I’ve always loved the movie Mary Poppins. But it wasn’t until I saw the Broadway show that I realized that, in many ways, Mary Poppins is the story of a man becoming a man.

I never paid much attention to George Banks before, the father of the children who reside at 17 Cherry Tree Lane. He’s a mean, out-of-touch parent who can’t be bothered by small children. His job, as he sees it, is to provide for them and their job is to leave him alone.

But the Broadway show reveals that Mr. Banks lacked nurturing as a child. He was raised by a cold, strict nanny who discouraged his love of astronomy, an interest he eventually tossed aside as useless and childish.

Of course, as Mary Poppins works her magic, Mr. Banks learns that people come before money. He learns how to give his children the affection they crave. And he rediscovers his love of astronomy.

Funny — Banks’ journey to full manhood looks a lot like the journey outlined by author Michael Gurian in The Purpose of Boys.

Boys, Gurian says, go through seven developmental stages on their way to becoming healthy men. One of those stages, Stage Five, is the Discovery of Personal Power.
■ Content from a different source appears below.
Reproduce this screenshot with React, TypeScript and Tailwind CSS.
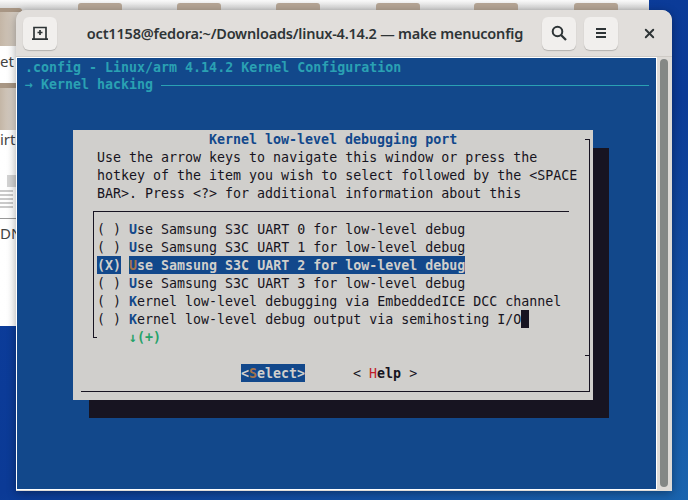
import type { ReactNode } from 'react';
import { X } from 'lucide-react';

const Row = ({ children, className = '' }: { children?: ReactNode; className?: string }) => (
  <div className={`h-[18px] whitespace-pre ${className}`}>{children}</div>
);

const Hot = ({ children }: { children: ReactNode }) => <span className="font-bold text-[#12488b]">{children}</span>;

const items = [
  ['U', 'se Samsung S3C UART 0 for low-level debug'],
  ['U', 'se Samsung S3C UART 1 for low-level debug'],
  ['U', 'se Samsung S3C UART 2 for low-level debug'],
  ['U', 'se Samsung S3C UART 3 for low-level debug'],
  ['K', 'ernel low-level debugging via EmbeddedICE DCC channel'],
  ['K', 'ernel low-level debug output via semihosting I/O'],
];

const folderXs = [78, 177, 276, 376, 474, 574];

function Desktop() {
  return (
    <>
      {/* file manager window behind the terminal */}
      <div className="absolute left-0 top-0 h-[326px] w-[649px] overflow-hidden bg-gradient-to-r from-[#ffffff] to-[#e9e9e9] text-[15px] text-[#3d3d3d]">
        <div className="h-3 w-full bg-gradient-to-b from-[#fafafa] to-[#c9c9c9]" />
        {folderXs.map((x) => (
          <div key={x} className="absolute top-[3px] h-[8px] w-[44px] rounded-t-[3px] bg-[#b5a595]" style={{ left: x }} />
        ))}
        <div className="absolute left-0 top-[8px] h-[38px] w-[22px] rounded-tr-[3px] border-t-[4px] border-[#a89684] bg-gradient-to-r from-[#c4b6a6] to-[#dcd6cf]" />
        <div className="absolute left-0 top-[50px] text-[#444]">et</div>
        <div className="absolute left-0 top-[83px] h-[47px] w-[16px] border-t-[5px] border-[#a89684] bg-gradient-to-r from-[#c4b6a6] to-[#dcd6cf]" />
        <div className="absolute left-0 top-[128px] text-[#444]">irt</div>
        <div className="absolute left-0 top-[175px] h-[38px] w-[16px]">
          <div className="ml-[7px] h-[12px] w-[9px] bg-[#d4d4d4]" />
          <div className="mt-[3px] h-[2px] w-[13px] bg-[#cacaca]" />
          <div className="mt-[2px] h-[2px] w-[13px] bg-[#cacaca]" />
          <div className="mt-[2px] h-[2px] w-[13px] bg-[#cacaca]" />
          <div className="mt-[2px] h-[2px] w-[13px] bg-[#cacaca]" />
          <div className="mt-[2px] h-[2px] w-[13px] bg-[#cacaca]" />
        </div>
        <div className="absolute left-0 top-[218px] h-px w-[16px] bg-[#999]" />
        <div className="absolute left-0 top-[222px] text-[#444]">DN</div>
      </div>
    </>
  );
}

export default function App() {
  return (
    <div className="relative h-[500px] w-[688px] overflow-hidden bg-[linear-gradient(150deg,#0c3fa0,#0b3a96_55%,#1a64ae)]">
      <Desktop />

      {/* terminal window */}
      <div className="absolute left-[16px] top-[10px] flex h-[481px] w-[656px] flex-col overflow-hidden rounded-t-[10px] bg-[#dedbd7] shadow-[0_2px_10px_rgba(0,0,0,0.35)]">
        <header className="flex h-[47px] flex-shrink-0 items-center border-b border-[#cfcbc6] bg-[#e1dedb] pl-[7px] pr-[4px]">
          <button className="flex h-[33px] w-[34px] items-center justify-center rounded-[6px] bg-[#f1efed] shadow-[0_1px_1px_rgba(0,0,0,0.2)]">
            <svg width="16" height="16" viewBox="0 0 16 16" fill="none" stroke="#2e3436" strokeWidth="1.7">
              <path d="M2 14V2.5h12V14" />
              <path d="M0 14.2h16" />
              <path d="M8 5v5M5.5 7.5h5" />
            </svg>
          </button>
          <div className="flex-1 pl-[11px] text-center font-['Noto_Sans',sans-serif] text-[14.5px] font-semibold leading-none tracking-[-0.2px] text-[#2e3436]">
            oct1158@fedora:~/Downloads/linux-4.14.2 — make menuconfig
          </div>
          <div className="flex items-center gap-[8px]">
            <button className="flex h-[33px] w-[34px] items-center justify-center rounded-[6px] bg-[#f1efed] shadow-[0_1px_1px_rgba(0,0,0,0.2)]">
              <svg width="16" height="16" viewBox="0 0 16 16" fill="none" stroke="#2e3436" strokeWidth="2">
                <circle cx="6.5" cy="6.5" r="4.8" />
                <path d="M10 10l5 5" strokeWidth="2.3" />
              </svg>
            </button>
            <button className="flex h-[33px] w-[34px] items-center justify-center rounded-[6px] bg-[#f1efed] shadow-[0_1px_1px_rgba(0,0,0,0.2)]">
              <svg width="16" height="16" viewBox="0 0 16 16" fill="#2e3436">
                <rect x="3" y="3" width="10" height="2" />
                <rect x="3" y="7" width="10" height="2" />
                <rect x="3" y="11" width="10" height="2" />
              </svg>
            </button>
            <button className="ml-[4px] flex h-[33px] w-[38px] items-center justify-center">
              <X size={15} strokeWidth={3} color="#2e3436" />
            </button>
          </div>
        </header>

        <div className="flex flex-1 min-h-0">
          {/* terminal screen */}
          <main className="h-[433px] w-[641px] flex-shrink-0 border border-[#ffffff] bg-[#12488b] font-['DejaVu_Sans_Mono',monospace] text-[13.3px] leading-[20px] text-[#171421]">
            <div className="pl-[8px] text-[#2aa1b3]">
              <Row className="font-bold">.config - Linux/arm 4.14.2 Kernel Configuration</Row>
              <div className="flex h-[18px] items-center font-bold">
                <span className="whitespace-pre">→ Kernel hacking </span>
                <div className="mr-[7px] h-px flex-1 bg-[#2aa1b3]" />
              </div>
            </div>

            <div className="ml-[56px] mt-[36px] h-[270px] w-[520px] bg-[#d0cfcc] pt-[9px] shadow-[16px_18px_0_#171421]">
              <div className="relative ml-[8px] flex h-[253px] w-[509px] flex-col border-b border-r border-[#171421]">
                <div className="absolute right-0 top-0 h-px w-[4px] bg-[#171421]" />
                <div className="absolute right-0 top-[216px] h-px w-[4px] bg-[#171421]" />
                <div className="-mt-[9px] pl-[128px] font-bold text-[#12488b]"><Row>Kernel low-level debugging port</Row></div>
                <div className="pl-[16px]">
                  <Row>Use the arrow keys to navigate this window or press the</Row>
                  <Row>hotkey of the item you wish to select followed by the &lt;SPACE</Row>
                  <Row>BAR&gt;. Press &lt;?&gt; for additional information about this</Row>
                </div>
                <div className="relative ml-[12px] mt-[9px] h-[127px] w-[476px] flex-shrink-0 border-l border-t border-[#171421] pl-[3px] pt-[8px]">
                  {items.map(([hot, rest], i) =>
                    i === 2 ? (
                      <Row key={i} className="font-bold text-[#d0cfcc]">
                        <span className="inline-block h-[18px] bg-[#12488b] align-top">(X)</span>
                        <span className="ml-[8px] inline-block h-[18px] bg-[#12488b] align-top"><span className="text-[#a2734c]">{hot}</span>{rest}</span>
                      </Row>
                    ) : (
                      <Row key={i}>{'( ) '}<Hot>{hot}</Hot>{rest}{i === 5 && <span className="inline-block h-[18px] w-[8px] bg-[#171421] align-top" />}</Row>
                    )
                  )}
                  <Row className="pl-[32px] font-bold text-[#26a269]">↓(+)</Row>
                  <div className="absolute bottom-0 left-0 h-px w-[3px] bg-[#171421]" />
                </div>
                <div className="mt-[26px] flex pl-[160px]">
                  <span className="h-[18px] whitespace-pre bg-[#12488b] font-bold text-[#d0cfcc]">&lt;<span className="text-[#a2734c]">S</span>elect&gt;</span>
                  <span className="ml-[48px] h-[18px] whitespace-pre">&lt; <span className="text-[#c01c28]">H</span><span className="font-bold">elp</span> &gt;</span>
                </div>
              </div>
            </div>
          </main>

          {/* scrollbar */}
          <div className="flex-1 bg-[#dedbd7] pl-[3px] pt-[2px]">
            <div className="h-[428px] w-[8px] rounded-full bg-[#848886]" />
          </div>
        </div>
      </div>
    </div>
  );
}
Occurring in adolescence, it’s a time when your son taps into himself and find his true loves and talents.

George Banks missed this stage. His true love and talent — astronomy — was dismissed as a waste of time. He began to go astray.

Gurian writes:

“Our sons cannot fully develop their own sense of purpose if we don’t help them find the masters and mentors of late adolescence who will encourage their newfound and honed power and guide their “magic,” their “gifts,” their “temperaments” toward service and work in society.”

For many years, George Banks was lost, and his family paid the price. Only at the end of the show, after George rediscovers his lost interest does he finally progress to Stage Seven: Devotion to Family and Community.

I don’t know about you, but I never thought much about helping my sons become strong men. I’m so caught up on the minutiae of the day (“Sit down!” “Stop harrassing your brother!” “No, you CAN’T stand on the piano!”) that I sometimes forget the bigger picture.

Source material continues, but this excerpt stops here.